Is there any software, which can test different systems as a portfolio? For example, I want to know what results I'll have by trading Sys1, Sys2 and Sys3 on ES futures simultaneously. Thanks
Here is a snapshot of Wealth-Lab testing 9 different systems on the June ES 15 minute data. After the summary report is printed you can click on each system and get the full peformance detail, charts, etc.
this is not what I'm looking for. I want to see one net profit, max DD figure, etc. for multiple systems traded at one time as a portfolio
From what I understand, Behold! (mac only) does this. Also, Trading Recipes has portfolio features. Visit the forum at -->> http://www.traderclub.com The folks there discuss these programs regularly. The search feature will pinpoint specific posts for you. Cheers!

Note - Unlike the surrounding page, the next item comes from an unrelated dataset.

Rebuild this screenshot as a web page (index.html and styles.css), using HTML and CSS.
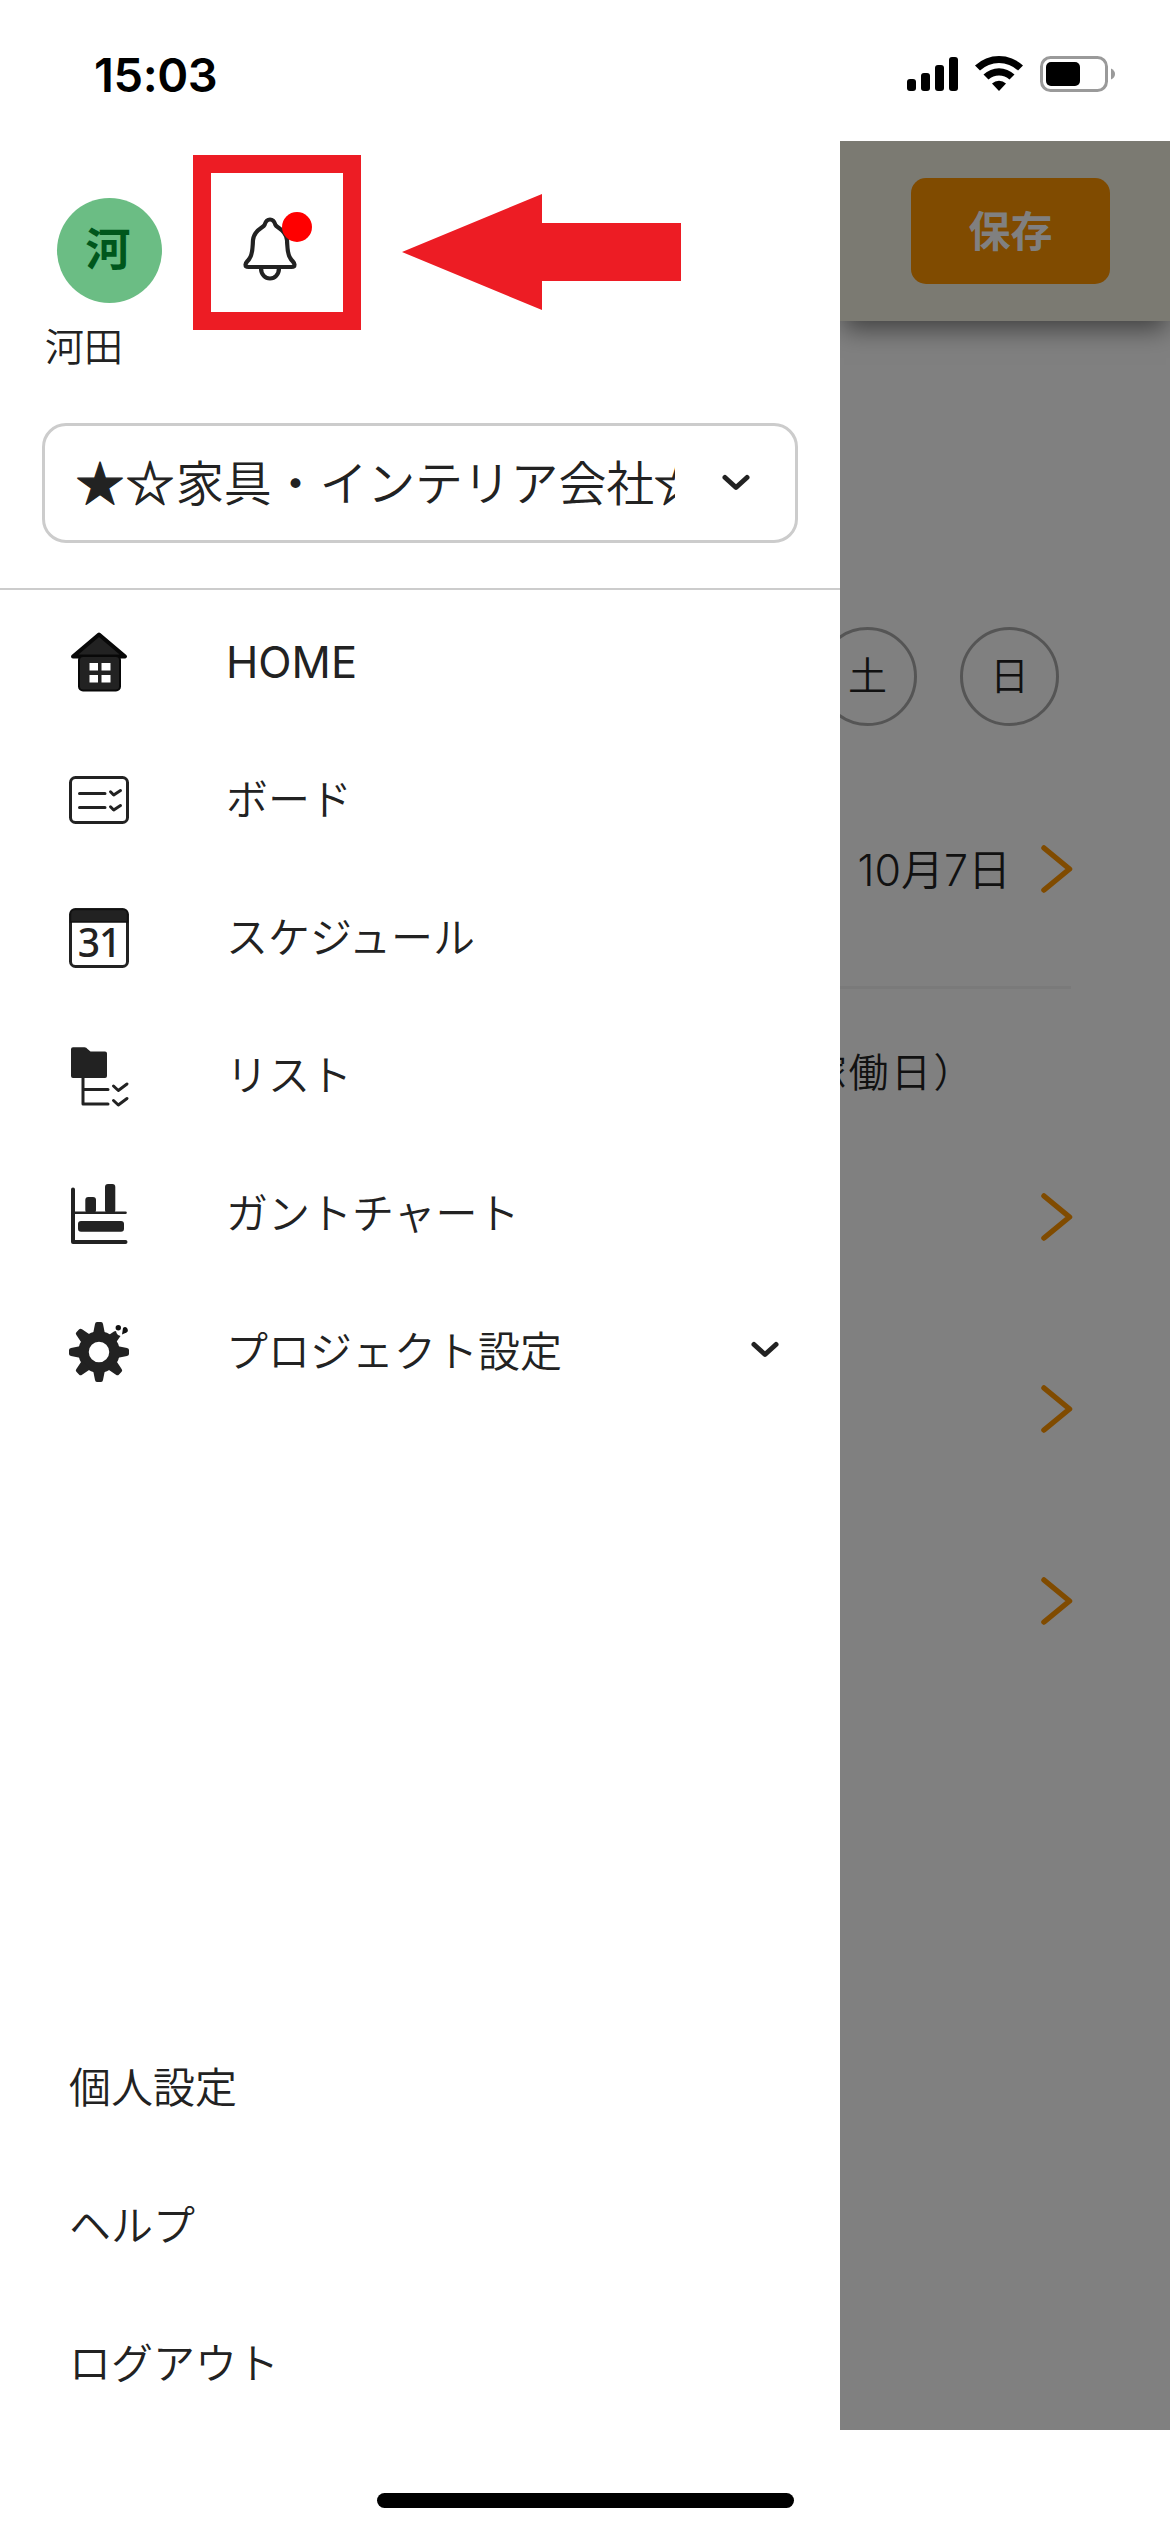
FILE: index.html
```html
<!DOCTYPE html>
<html lang="ja">
<head>
<meta charset="utf-8">
<title>メニュー</title>
<link rel="stylesheet" href="styles.css">
</head>
<body>
<div class="screen">
  <header class="status">
    <span class="time">15:03</span>
    <svg class="status-icons" width="210" height="40" viewBox="906 54 210 40">
      <rect x="907" y="79" width="9" height="12" rx="3"/>
      <rect x="921" y="73" width="9" height="18" rx="3"/>
      <rect x="935" y="65" width="9" height="26" rx="3"/>
      <rect x="949" y="57" width="9" height="34" rx="3"/>
      <path d="M975 65.500A35 35 0 0 1 1023 65.500L1018 70.500A28 28 0 0 0 980 70.500Z"/>
      <path d="M983.500 74.500A22.500 22.500 0 0 1 1014.500 74.500L1009.500 79.500A16 16 0 0 0 988.500 79.500Z"/>
      <path d="M992 83.500A10.500 10.500 0 0 1 1006 83.500L999 91Z"/>
      <rect x="1041.500" y="57.500" width="65" height="33" rx="9" fill="none" stroke="#9a9a9a" stroke-width="3"/>
      <rect x="1046" y="62" width="34" height="24" rx="5"/>
      <path d="M1111 68.500Q1115 70.500 1115 74T1111 79.500Z" fill="#9a9a9a"/>
    </svg>
  </header>

  <div class="content">
    <aside class="drawer">
      <div class="profile">
        <div class="user">
          <div class="avatar">河</div>
          <div class="user-name">河田</div>
        </div>
        <div class="bell">
          <svg width="60" height="70" viewBox="240 213 60 70">
            <path d="M270 219.500C267 219.500 265.500 221.500 264.500 225C263.500 228 254 229.500 253 240C252.500 247 253 254 249.500 258.500C247.500 261.500 245.500 262.500 245.500 264.500Q245.500 267 248.500 267H291.500Q294.500 267 294.500 264.500C294.500 262.500 292.500 261.500 290.500 258.500C287 254 287.500 247 287 240C286 229.500 276.500 228 275.500 225C274.500 221.500 273 219.500 270 219.500ZM261 268C261 282 279 282 279 268" fill="none" stroke="#222" stroke-width="4.200" stroke-linejoin="round"/>
          </svg>
          <span class="badge"></span>
        </div>
        <div class="highlight"></div>
        <svg class="arrow" width="280" height="117" viewBox="0 0 280 117"><path d="M0 58L140 0V29H279V87H140V116Z" fill="#ed1c24"/></svg>
      </div>

      <div class="select">
        <span class="select-text"><span class="stars">★☆</span>家具・インテリア会社<span class="stars">☆</span></span>
        <svg width="28" height="18" viewBox="0 0 28 18" class="chev"><path d="M3 3.500L14 13.500L25 3.500"/></svg>
      </div>

      <nav class="menu">
        <a class="item"><svg class="ico" viewBox="0 0 60 60"><path d="M30 2.500L56 24.500H4Z" fill="#222" stroke="#080808" stroke-width="4" stroke-linejoin="round"/><rect x="10" y="24" width="41" height="34.500" rx="4" fill="#222" stroke="#080808" stroke-width="2"/><path d="M20.500 31H29V38.500H20.500ZM32.500 31H41.500V38.500H32.500ZM20.500 43H29V50.500H20.500ZM32.500 43H41.500V50.500H32.500Z" fill="#fff"/></svg><span class="latin">HOME</span></a>
        <a class="item"><svg class="ico line" viewBox="0 0 60 60"><rect x="1.500" y="7.500" width="57" height="45" rx="5"/><path d="M10.500 23.500H36M10.500 37.500H36M41.500 21.800L44.700 25L51.500 20.500M41.500 36.800L44.700 40L51.500 35.500"/></svg><span>ボード</span></a>
        <a class="item"><svg class="ico" viewBox="0 0 60 60"><rect x="1.500" y="1.500" width="57" height="57" rx="5" fill="none" stroke="#222" stroke-width="3"/><path d="M1.500 14V6Q1.500 1.500 6 1.500H54Q58.500 1.500 58.500 6V14Z" fill="#222" stroke="#111" stroke-width="1.500"/><text x="30" y="49" class="date">31</text></svg><span>スケジュール</span></a>
        <a class="item"><svg class="ico line" viewBox="0 0 60 60"><path d="M4 1.300H15.500Q17.500 1.300 18.500 3L21.500 5.500H36Q38 5.500 38 7.500V30Q38 32 36 32H4Q2 32 2 30V3.300Q2 1.300 4 1.300Z" fill="#222" stroke="none"/><path d="M14 31V58H39M14 43.500H39M44.500 40L49.300 44.500L58 38M44.500 54.500L49.300 59L58 52.500"/></svg><span>リスト</span></a>
        <a class="item"><svg class="ico line" viewBox="0 0 60 60"><path d="M4 5.500V58H56.500" stroke-width="4"/><path d="M4 28.700H56.500" stroke-width="2.600"/><g fill="#222" stroke="none"><rect x="16.300" y="13" width="10.700" height="16" rx="3"/><rect x="36" y="0" width="10.300" height="29" rx="3"/><rect x="9" y="37" width="46" height="10.700" rx="3"/></g></svg><span>ガントチャート</span></a>
        <a class="item"><svg class="ico" viewBox="0 0 60 60"><g fill="#222"><circle cx="30" cy="30" r="15.500" fill="none" stroke="#222" stroke-width="10.500"/><path id="tooth" d="M24 12L26 2Q26.300 0 28 0H32Q33.700 0 34 2L36 12Z"/><use href="#tooth" transform="rotate(90 30 30)"/><use href="#tooth" transform="rotate(135 30 30)"/><use href="#tooth" transform="rotate(180 30 30)"/><use href="#tooth" transform="rotate(225 30 30)"/><use href="#tooth" transform="rotate(270 30 30)"/><use href="#tooth" transform="rotate(315 30 30)"/><path d="M39 13.500L45 9.500Q47.500 8 47.500 11L49 13L51.500 14L46 22Z"/></g><circle cx="49.300" cy="5.700" r="2.700" fill="#111"/><path d="M53 12.500L54 6Q56 4 58 6Q60 9 57.500 10.500Z" fill="#111"/></svg><span>プロジェクト設定</span><svg width="28" height="18" viewBox="0 0 28 18" class="chev"><path d="M3 3.500L14 13.500L25 3.500"/></svg></a>
      </nav>

      <nav class="links">
        <a>個人設定</a>
        <a>ヘルプ</a>
        <a>ログアウト</a>
      </nav>
    </aside>

    <main class="page">
      <div class="toolbar"><button class="save">保存</button></div>
      <div class="days"><span class="day">土</span><span class="day">日</span></div>
      <div class="row date-row"><span class="date-text">10月7日</span><svg class="next" viewBox="0 0 32 48"><path d="M3 3L28.500 24L3 45"/></svg></div>
      <div class="caption">稼働日）</div>
      <div class="row"><svg class="next" viewBox="0 0 32 48"><path d="M3 3L28.500 24L3 45"/></svg></div>
      <div class="row"><svg class="next" viewBox="0 0 32 48"><path d="M3 3L28.500 24L3 45"/></svg></div>
      <div class="row"><svg class="next" viewBox="0 0 32 48"><path d="M3 3L28.500 24L3 45"/></svg></div>
    </main>
  </div>

  <footer class="home"><span class="home-bar"></span></footer>
</div>
</body>
</html>
```
FILE: styles.css
```css
* { box-sizing: border-box; }

body {
  margin: 0;
  background: #fff;
  color: #222;
  font-family: Inter, "Noto Sans CJK JP", sans-serif;
  font-weight: 350;
}

svg { display: block; }

.screen {
  width: 1170px;
  height: 2532px;
  display: flex;
  flex-direction: column;
  overflow: hidden;
}

.status {
  height: 141px;
  padding: 54px 54px 0 94px;
  display: flex;
  justify-content: space-between;
  align-items: flex-start;
  color: #000;
}

.time {
  font-size: 47px;
  line-height: 42px;
  font-weight: 600;
  letter-spacing: -0.4px;
}

.content {
  height: 2289px;
  display: grid;
  grid-template-columns: 840px 330px;
}

.drawer {
  display: flex;
  flex-direction: column;
}

.profile {
  position: relative;
  height: 282px;
  padding: 57px 0 0 45px;
  display: flex;
}

.avatar {
  width: 105px;
  height: 105px;
  margin-left: 12px;
  padding-right: 3px;
  border-radius: 50%;
  background: #6bbd84;
  color: #00571c;
  font-size: 45px;
  font-weight: 700;
  line-height: 103px;
  text-align: center;
}

.user-name {
  margin-top: 15px;
  font-size: 39px;
  line-height: 58px;
}

.bell {
  position: relative;
  margin: 15px 0 0 78px;
}

.badge {
  position: absolute;
  left: 42px;
  top: -1px;
  width: 30px;
  height: 30px;
  border-radius: 50%;
  background: #f00;
}

.highlight {
  position: absolute;
  left: 193px;
  top: 14px;
  width: 168px;
  height: 175px;
  border: 18px solid #ed1c24;
}

.arrow {
  position: absolute;
  left: 402px;
  top: 53px;
}

.select {
  width: 756px;
  height: 120px;
  margin-left: 42px;
  padding: 0 45px 0 31px;
  display: flex;
  align-items: center;
  justify-content: space-between;
  border: 3px solid #ccc;
  border-radius: 24px;
}

.select-text {
  width: 599px;
  margin-top: -3px;
  overflow: hidden;
  white-space: nowrap;
  font-size: 48px;
  line-height: 72px;
  letter-spacing: -0.2px;
}

.stars {
  font-family: "Noto Sans CJK JP", sans-serif;
  letter-spacing: 2px;
  -webkit-text-stroke: 1.2px #222;
}

.chev {
  fill: none;
  stroke: #222;
  stroke-width: 5;
  stroke-linecap: round;
  stroke-linejoin: round;
}

.menu {
  margin-top: 45px;
  padding-top: 3px;
  border-top: 2px solid #ccc;
}

.item {
  height: 138px;
  padding: 0 61px 0 69px;
  display: flex;
  align-items: center;
  font-size: 42px;
}

.item span { margin: -7px 0 0 97px; }
.item .latin { margin-top: 0; font-size: 43.5px; font-weight: 400; }
.item .chev { margin: -4px 0 0 auto; }

.ico { width: 60px; height: 60px; overflow: visible; }

.line {
  fill: none;
  stroke: #222;
  stroke-width: 3;
  stroke-linecap: round;
  stroke-linejoin: round;
}

.date {
  font-family: "Noto Sans", sans-serif;
  font-size: 39px;
  font-weight: 500;
  letter-spacing: -1px;
  text-anchor: middle;
  fill: #222;
}

.links {
  margin-top: auto;
  padding-left: 69px;
  display: flex;
  flex-direction: column;
  font-size: 42px;
}

.links a {
  height: 138px;
  padding-top: 3px;
  line-height: 138px;
}

.page {
  background: #808080;
  color: #111;
  overflow: hidden;
}

.toolbar {
  height: 180px;
  padding: 37px 60px;
  display: flex;
  justify-content: flex-end;
  background: #7b7a72;
  box-shadow: 0 12px 24px -4px rgba(0, 0, 0, 0.5);
}

.save {
  width: 199px;
  height: 106px;
  padding: 0 0 5px;
  border: 0;
  border-radius: 15px;
  background: #804b00;
  color: #808080;
  font: 700 42px "Noto Sans CJK JP", sans-serif;
}

.days {
  height: 99px;
  margin: 306px 111px 0 0;
  display: flex;
  justify-content: flex-end;
  gap: 43px;
}

.day {
  flex: none;
  width: 99px;
  height: 99px;
  border: 3px solid #555;
  border-radius: 50%;
  font-size: 39px;
  line-height: 92px;
  text-align: center;
}

.row {
  height: 192px;
  margin-right: 97px;
  display: flex;
  align-items: center;
  justify-content: flex-end;
  font-size: 43px;
}

.date-row {
  height: 239px;
  margin-top: 24px;
  margin-right: 99px;
  border-bottom: 3px solid #7a7a7a;
}

.date-text { margin-top: -3px; font-weight: 350; }

.date-row .next { margin: 1px -2px 0 30px; }

.next {
  width: 32px;
  height: 48px;
  fill: none;
  stroke: #804b00;
  stroke-width: 5.5;
  stroke-linecap: round;
  stroke-linejoin: round;
}

.caption {
  height: 132px;
  padding: 55px 194px 0 0;
  display: flex;
  justify-content: flex-end;
  white-space: nowrap;
  font-size: 40px;
  line-height: 58px;
  letter-spacing: 2.5px;
}

.home {
  height: 102px;
  padding: 63px 0 0 377px;
}

.home-bar {
  display: block;
  width: 417px;
  height: 15px;
  border-radius: 8px;
  background: #000;
}
```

From what I understand Behold is Mac and Trading Recipies is DOS (yes DOS software not WINDOWS). Wealth Lab can do it too and is best on W2000 or XP. We use it here for a little bit of trading. Saskia
Hi, i have still the same problem, i found out that Wealth-Lab have not this feature by his own. But a solution is, to write all your systems in a big new one, which is possible in WL. I couldn't find a reporting tool, where i put in the different single results from WL and get a single report back. :-( Wolfgang
Many traders dont realize that when you trade multiple systems together, your profits will be the same as if you traded them seperately and added the individual system results together. For example, if you have 20 systems and you wonder how you would have done trading them all together in an account, simply sum the profits of the individual systems. If you take the daily p/l's from each system and combine them, you will get the daily p/l for the portfolio. from this, you can measure drawdowns. I would suggest a spreadsheet with the first column being the day. Then the next several columns being the daily results with 1 column per system and finally a total colunm. If you graph the total column you will clearly see the drawdowns. I hope this helps
Yeah, But how do you account for the fact that one system may get you long, and the other short? So the second system thinks it's entering short when in fact it is closing out system 1's long? And then what the heck does system one do when it is looking for it's long to close? Too bad fella, system two already closed it for you.